• [WHAT YOU ARE ASKED TO DO] Copy out the data below as written; omit any images.

━━━━━ DATA LINES ━━━━━

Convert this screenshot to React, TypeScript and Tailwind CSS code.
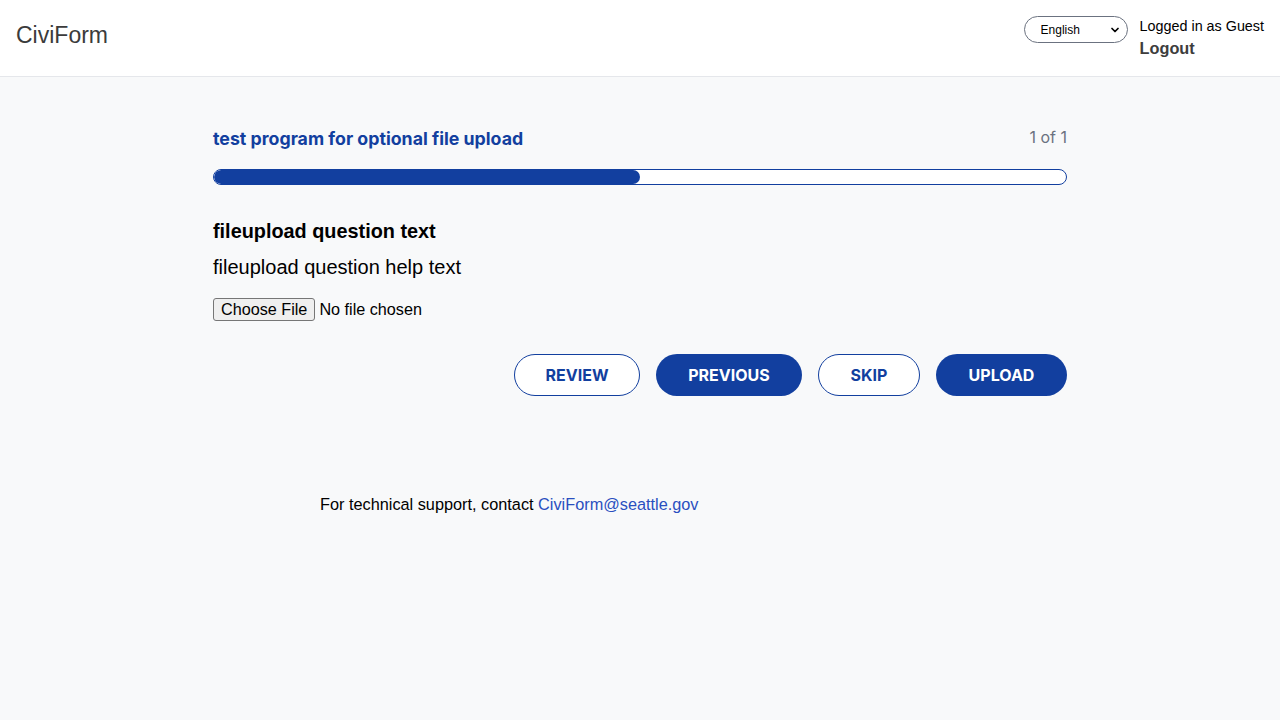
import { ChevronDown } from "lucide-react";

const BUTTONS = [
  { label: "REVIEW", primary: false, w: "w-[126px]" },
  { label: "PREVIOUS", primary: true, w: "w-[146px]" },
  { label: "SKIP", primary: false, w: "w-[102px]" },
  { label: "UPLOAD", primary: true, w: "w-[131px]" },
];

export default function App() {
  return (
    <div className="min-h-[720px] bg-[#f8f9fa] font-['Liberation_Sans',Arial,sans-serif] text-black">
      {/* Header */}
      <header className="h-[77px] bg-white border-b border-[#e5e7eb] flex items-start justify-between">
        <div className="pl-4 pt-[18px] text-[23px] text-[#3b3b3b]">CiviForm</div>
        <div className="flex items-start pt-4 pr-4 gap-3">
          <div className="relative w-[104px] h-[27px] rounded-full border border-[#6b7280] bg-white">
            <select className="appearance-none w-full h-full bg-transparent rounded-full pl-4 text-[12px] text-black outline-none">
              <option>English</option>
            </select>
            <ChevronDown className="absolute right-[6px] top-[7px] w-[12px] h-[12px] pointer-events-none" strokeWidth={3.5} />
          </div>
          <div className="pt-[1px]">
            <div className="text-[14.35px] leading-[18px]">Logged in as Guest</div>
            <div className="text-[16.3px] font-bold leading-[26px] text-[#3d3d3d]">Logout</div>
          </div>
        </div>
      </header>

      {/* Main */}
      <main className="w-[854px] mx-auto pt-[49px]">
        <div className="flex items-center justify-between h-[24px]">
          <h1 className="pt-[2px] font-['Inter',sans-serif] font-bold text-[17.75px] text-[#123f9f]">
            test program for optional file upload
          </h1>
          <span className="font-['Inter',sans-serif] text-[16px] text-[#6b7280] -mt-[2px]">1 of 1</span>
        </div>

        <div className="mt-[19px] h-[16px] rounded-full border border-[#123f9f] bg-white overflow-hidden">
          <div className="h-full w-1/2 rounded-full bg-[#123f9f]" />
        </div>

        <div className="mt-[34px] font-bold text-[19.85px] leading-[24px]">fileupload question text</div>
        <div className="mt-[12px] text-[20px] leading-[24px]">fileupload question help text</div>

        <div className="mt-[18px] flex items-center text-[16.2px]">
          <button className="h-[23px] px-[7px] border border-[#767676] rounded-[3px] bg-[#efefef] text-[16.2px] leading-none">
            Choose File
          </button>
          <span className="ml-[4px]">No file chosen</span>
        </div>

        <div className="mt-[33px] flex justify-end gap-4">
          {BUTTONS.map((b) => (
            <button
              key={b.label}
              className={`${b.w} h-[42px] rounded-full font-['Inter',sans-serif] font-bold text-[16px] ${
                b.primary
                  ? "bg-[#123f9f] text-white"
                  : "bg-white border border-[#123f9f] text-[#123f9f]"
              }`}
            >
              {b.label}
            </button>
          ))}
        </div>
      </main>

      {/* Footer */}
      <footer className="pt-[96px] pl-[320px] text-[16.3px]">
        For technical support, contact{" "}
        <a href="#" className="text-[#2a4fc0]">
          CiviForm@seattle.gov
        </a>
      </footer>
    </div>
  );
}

━━━━━

• [FULL SOLUTION]
Convert this screenshot to React, TypeScript and Tailwind CSS code.
import { ChevronDown } from "lucide-react";

const BUTTONS = [
  { label: "REVIEW", primary: false, w: "w-[126px]" },
  { label: "PREVIOUS", primary: true, w: "w-[146px]" },
  { label: "SKIP", primary: false, w: "w-[102px]" },
  { label: "UPLOAD", primary: true, w: "w-[131px]" },
];

export default function App() {
  return (
    <div className="min-h-[720px] bg-[#f8f9fa] font-['Liberation_Sans',Arial,sans-serif] text-black">
      {/* Header */}
      <header className="h-[77px] bg-white border-b border-[#e5e7eb] flex items-start justify-between">
        <div className="pl-4 pt-[18px] text-[23px] text-[#3b3b3b]">CiviForm</div>
        <div className="flex items-start pt-4 pr-4 gap-3">
          <div className="relative w-[104px] h-[27px] rounded-full border border-[#6b7280] bg-white">
            <select className="appearance-none w-full h-full bg-transparent rounded-full pl-4 text-[12px] text-black outline-none">
              <option>English</option>
            </select>
            <ChevronDown className="absolute right-[6px] top-[7px] w-[12px] h-[12px] pointer-events-none" strokeWidth={3.5} />
          </div>
          <div className="pt-[1px]">
            <div className="text-[14.35px] leading-[18px]">Logged in as Guest</div>
            <div className="text-[16.3px] font-bold leading-[26px] text-[#3d3d3d]">Logout</div>
          </div>
        </div>
      </header>

      {/* Main */}
      <main className="w-[854px] mx-auto pt-[49px]">
        <div className="flex items-center justify-between h-[24px]">
          <h1 className="pt-[2px] font-['Inter',sans-serif] font-bold text-[17.75px] text-[#123f9f]">
            test program for optional file upload
          </h1>
          <span className="font-['Inter',sans-serif] text-[16px] text-[#6b7280] -mt-[2px]">1 of 1</span>
        </div>

        <div className="mt-[19px] h-[16px] rounded-full border border-[#123f9f] bg-white overflow-hidden">
          <div className="h-full w-1/2 rounded-full bg-[#123f9f]" />
        </div>

        <div className="mt-[34px] font-bold text-[19.85px] leading-[24px]">fileupload question text</div>
        <div className="mt-[12px] text-[20px] leading-[24px]">fileupload question help text</div>

        <div className="mt-[18px] flex items-center text-[16.2px]">
          <button className="h-[23px] px-[7px] border border-[#767676] rounded-[3px] bg-[#efefef] text-[16.2px] leading-none">
            Choose File
          </button>
          <span className="ml-[4px]">No file chosen</span>
        </div>

        <div className="mt-[33px] flex justify-end gap-4">
          {BUTTONS.map((b) => (
            <button
              key={b.label}
              className={`${b.w} h-[42px] rounded-full font-['Inter',sans-serif] font-bold text-[16px] ${
                b.primary
                  ? "bg-[#123f9f] text-white"
                  : "bg-white border border-[#123f9f] text-[#123f9f]"
              }`}
            >
              {b.label}
            </button>
          ))}
        </div>
      </main>

      {/* Footer */}
      <footer className="pt-[96px] pl-[320px] text-[16.3px]">
        For technical support, contact{" "}
        <a href="#" className="text-[#2a4fc0]">
          CiviForm@seattle.gov
        </a>
      </footer>
    </div>
  );
}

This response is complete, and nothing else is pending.